Earth as you’ve never seen it before

When cartographers — people who make maps — set out to portray the Earth, they have to turn a 3-D sphere into a 2-D map. And that’s a lot harder than it sounds. Smooshing the globe into a flat image usually distorts lots of surface features. Some expand. Others shrink, sometimes by a lot. Now three scientists have come up with a clever way to limit those distortions.

Their big trick? Divide the map onto two pages.

“Wow!” said Elizabeth Thomas on learning of the new map. Thomas is a climate scientist at the University at Buffalo in New York. She says maps made the new way could be very useful. For instance, it better conveys to scientists, like her, who study the Arctic, how far this area is from other places on the planet. It shows how really vast the Arctic is, too.

“Anything that involves visualizing data on maps will be easier with this new type of projection,” she says. “This includes things like changes in ocean currents. It could also help see the average position of atmospheric fronts, like the polar vortex.”

Displaying size differences

A drawing of a curved object (such as Earth’s surface) onto a flat piece of paper is called a projection. Over the centuries, mapmakers have come up with many different types. All distort the relative size of Earth’s features.
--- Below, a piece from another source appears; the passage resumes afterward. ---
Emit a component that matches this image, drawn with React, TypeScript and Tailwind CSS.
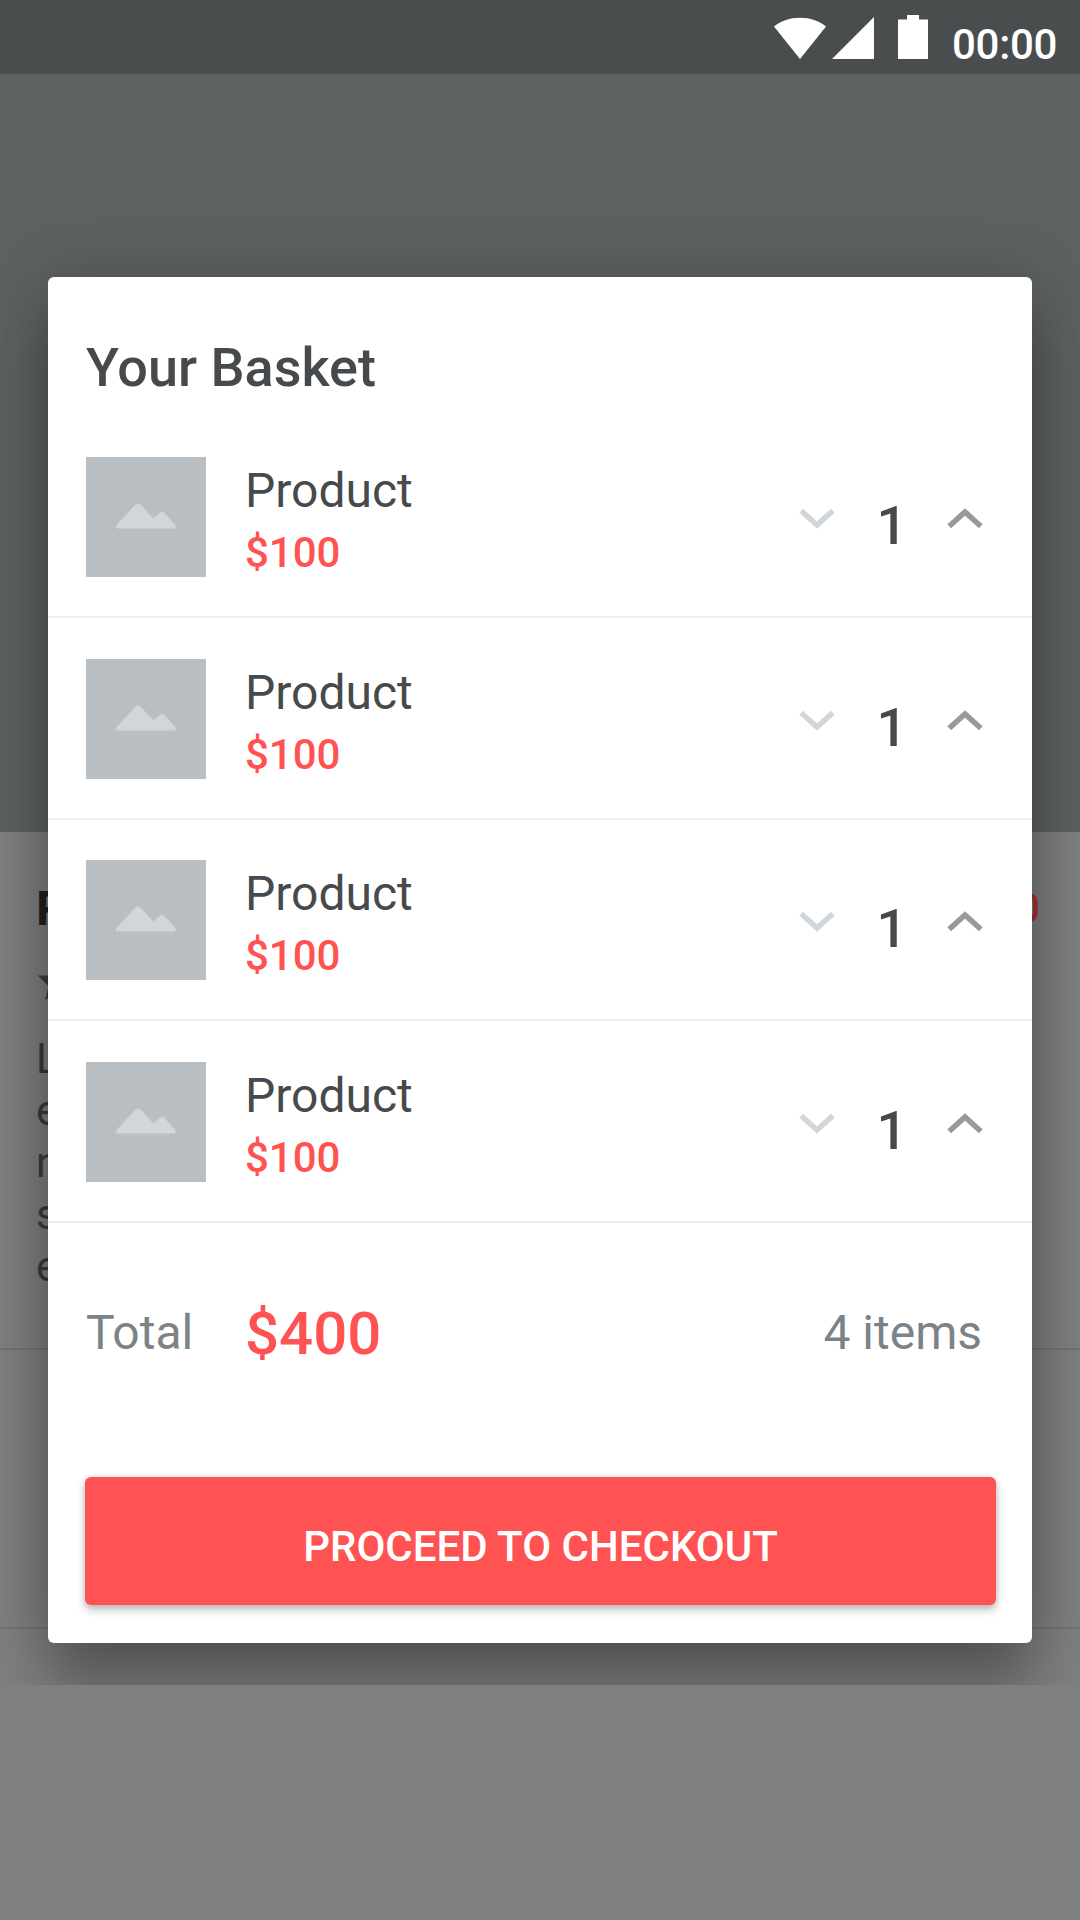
const products = [
  { name: "Product", price: "$100", quantity: 1 },
  { name: "Product", price: "$100", quantity: 1 },
  { name: "Product", price: "$100", quantity: 1 },
  { name: "Product", price: "$100", quantity: 1 },
];

const description = ["Lorem ipsum", "elit sed do", "nisi ut", "sint", "esse"];

function StatusBar() {
  return (
    <header className="flex h-[74px] bg-[#4a4d4e] pl-[774px] text-white">
      <svg width="52" height="42" viewBox="0 0 52 42" className="mt-[17px] shrink-0" fill="currentColor">
        <path d="M0 9.5C7 4 16 .8 26 .8s19 3.200 26 8.700L26 42z" />
      </svg>
      <svg width="42" height="42" viewBox="0 0 42 42" className="mt-[17px] ml-[6px] shrink-0" fill="currentColor">
        <path d="M42 0v42H0z" />
      </svg>
      <svg width="30" height="44" viewBox="0 0 30 44" className="mt-[15px] ml-6 shrink-0" fill="currentColor">
        <path d="M9 0h12v4.500h9V44H0V4.500h9z" />
      </svg>
      <span className="mt-[15px] ml-6 text-[42px] leading-[60px] font-medium tracking-[-0.3px]">00:00</span>
    </header>
  );
}

function ProductPage() {
  return (
    <div>
      <StatusBar />
      <div className="h-[758px] bg-[#5d6162]" />
      <div className="h-[516px] px-9 pt-[49px]">
        <div className="flex items-start justify-between">
          <span className="text-5xl leading-[56px] font-bold text-[#202123]">Product</span>
          <span className="mr-[4px] text-[40px] leading-[56px] font-medium text-[#a9333a]">$100</span>
        </div>
        <svg width="40" height="40" viewBox="0 0 40 40" className="mt-[25px] ml-[2px]" fill="#3d3e40">
          <path d="M20 0l4.700 13.500H40L29.500 24.500l3.500 13.500L20 30 7 38l3.500-13.500L0 13.500h15.300z" />
        </svg>
        <div className="mt-[31px] text-[42px] leading-[52px] text-[#3a3b3d]">
          {description.map((line) => (
            <p key={line}>{line}</p>
          ))}
        </div>
      </div>
      <div className="h-[281px] border-t-2 border-b-2 border-[#727375]" />
    </div>
  );
}

function Placeholder() {
  return (
    <div className="flex size-[120px] shrink-0 items-center justify-center bg-[#b9bec2]">
      <svg width="60" height="26" viewBox="0 0 60 26" className="mb-[2px]" fill="#d1d6da">
        <path d="M1 21.500 19 2q3-3 6 0l12.500 13.500L43.500 10q2.500-2.500 5 0L59 21.500q2.500 4-1.500 4h-55q-4 0-1.500-4z" />
      </svg>
    </div>
  );
}

function Chevron({ up = false }: { up?: boolean }) {
  return (
    <svg
      width="36"
      height="21"
      viewBox="0 0 36 21"
      fill="none"
      stroke={up ? "#97999a" : "#d1d6da"}
      strokeWidth="5.500"
    >
      <path d={up ? "M2.200 18.300 18 4l15.800 14.300" : "M2.200 2.700 18 17 33.800 2.700"} />
    </svg>
  );
}

function BasketRow({ name, price, quantity }: (typeof products)[number]) {
  return (
    <li className="flex h-[201.5px] border-b-2 border-[#eceff1] pt-[40.5px] pr-[49.5px] pl-[38px]">
      <Placeholder />
      <div className="mt-[6px] ml-[39px] flex-1">
        <p className="text-5xl leading-[56px] text-[#464a4d]">{name}</p>
        <p className="text-[42px] leading-[67px] font-medium text-[#ff5252]">{price}</p>
      </div>
      <div className="flex w-[184px] items-start">
        <button aria-label="Decrease" className="mt-[51px] w-9">
          <Chevron />
        </button>
        <span className="mt-[39px] ml-[42px] w-[70px] text-[54px] leading-[60px] font-medium text-[#464a4d]">
          {quantity}
        </span>
        <button aria-label="Increase" className="mt-[51px] w-9">
          <Chevron up />
        </button>
      </div>
    </li>
  );
}

function BasketDialog() {
  return (
    <section className="h-[1366px] w-[984px] rounded-[6px] bg-white shadow-[0_48px_60px_rgba(0,0,0,0.28),0_0_60px_rgba(0,0,0,0.18)]">
      <h1 className="h-[139.5px] pt-[61px] pl-[38px] text-[54px] leading-[60px] font-medium text-[#464a4d]">
        Your Basket
      </h1>
      <ul>
        {products.map((product, index) => (
          <BasketRow key={index} {...product} />
        ))}
      </ul>
      <div className="mt-[70px] flex h-[80px] items-start pr-[50px] pl-[38px] text-5xl leading-[80px] text-[#7b8388]">
        <span className="w-[159px]">Total</span>
        <span className="mt-px text-[60px] leading-[80px] font-medium text-[#ff5252]">$400</span>
        <span className="ml-auto">4 items</span>
      </div>
      <button className="mt-[104.500px] ml-[37px] flex h-[128px] w-[911px] items-center justify-center rounded-[6px] bg-[#ff5252] pt-[12px] text-[42px] leading-[60px] font-medium text-white shadow-[0_5px_8px_rgba(0,0,0,0.24),0_0_6px_rgba(0,0,0,0.12)]">
        PROCEED TO CHECKOUT
      </button>
    </section>
  );
}

export default function App() {
  return (
    <main className="h-[1920px] w-[1080px] overflow-hidden bg-[#7e7f81] font-[Roboto,sans-serif]">
      <div className="relative h-[1685px] overflow-hidden">
        <ProductPage />
        <div className="absolute inset-0 flex justify-center pt-[277px]">
          <BasketDialog />
        </div>
      </div>
    </main>
  );
}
The most common map used these days is the Mercator projection. It’s may even be on your classroom wall. Though good, it has problems. Parts farthest from the equator look much bigger than they really are. Greenland looks bigger than Africa, for instance, yet is just seven percent its size. Alaska looks about the same size as Australia despite being less than one-fourth as big.

a Mercator projection map
This Mercator projection map stretches out land far away from the equator, making places like Greenland and Antarctica appear unnaturally large.Daniel R. Strebe, Aug. 15, 2011/Wikimedia (CC BY-SA 3.0)

Some projections also distort the distances between places. To make a flat map from a round globe, you have to cut the image somewhere. This means the map stops at the edge of the paper, then takes up again on the far edge of the paper. Known as a boundary problem, it creates the impression of big spaces between places that are actually closer together. For example, Hawaii is much closer to Asia than it looks on a Mercator projection. 

No one projection is necessarily the best. The Mercator projection is very good for navigation and for making local maps. Google uses a form of it for city maps. Other projections might do a better job with distance or with the size of continents. The National Geographic Society uses the Winkel tripel projection for its world maps. But no map perfectly portrays the whole planet.

Still, many people would prefer a map with the fewest distortions. And that’s what three scientists appear to now offer. They posted a paper describing their new mapmaking technique February 15 on ArXiv. It’s an online database of scholarly articles.

Why just one page?

J. Richard Gott and David Goldberg are astrophysicists. Gott works at Princeton University in New Jersey. Goldberg studies galaxies at Drexel University in Philadelphia, Penn. When Goldberg was in graduate school, Gott was one of his teachers. About a decade ago, the two developed a system for scoring the accuracy of maps. They based scores on six types of distortion. A score of zero would be a perfect map. The Winkel tripel projection scored the best. It earned an error score of just 4.497.

A few years back, Gott phoned Goldberg with an idea: Why does a world map have to be only on one page? Why not split the globe, projecting each half on a separate page? Robert Vanderbei, a mathematician at Princeton, joined the pair on this. Together, they created a radically different map. It has an error score of only 0.881. “Compared to the Winkel tripel, our map improves on every category,” says Goldberg.

Their projection sticks two circular sheets, each a flat disc, back to back. It shows the Northern Hemisphere on one side, the Southern Hemisphere on the other side. One of the poles is at the center of each. The equator is the line that forms the edge of these circles. In a February 17 article in Scientific American, Gott describes it as if you’d taken the Earth and squashed it flat.

“Distances between cities are measured by simply stretching a string between them,” Gott explains. To make measurements that cross a hemisphere, pull the string across the equator at the edge of the map. This new projection, Gott says, would let an ant walk from one side to the other without ever touching a spot that didn’t represent a real spot on Earth. So it totally gets rid of the boundary problem.

And this projection isn’t just for maps of Earth. “It can be any roughly spherical object,” Goldberg points out. Vanderbei has already made maps of Mars, Jupiter and Saturn this way.

Something for everybody

The ArXiv post on the new approach to mapping spheres was not peer reviewed. This means other scientists have yet to judge it. But Thomas is not the only scientist excited about its prospects.

“I think it would be really neat to make a version of the map that shows the arrangements of the continents in eras such as the Triassic and the Jurassic,” says Nizar Ibrahim. He’s a paleontologist in Michigan who works at the University of Detroit. This new projection, he says, “could help students better understand how landmasses and our planet changed over time.”

Licia Verde works at the Institute of Cosmos Sciences at the University of Barcelona in Spain. She says the new map would help better visualize “the surface of other planets — or even our own night sky.”

The only drawback to the new projection: You can’t see all of Earth at once. Then again, you can’t see all of our actual planet at one time either.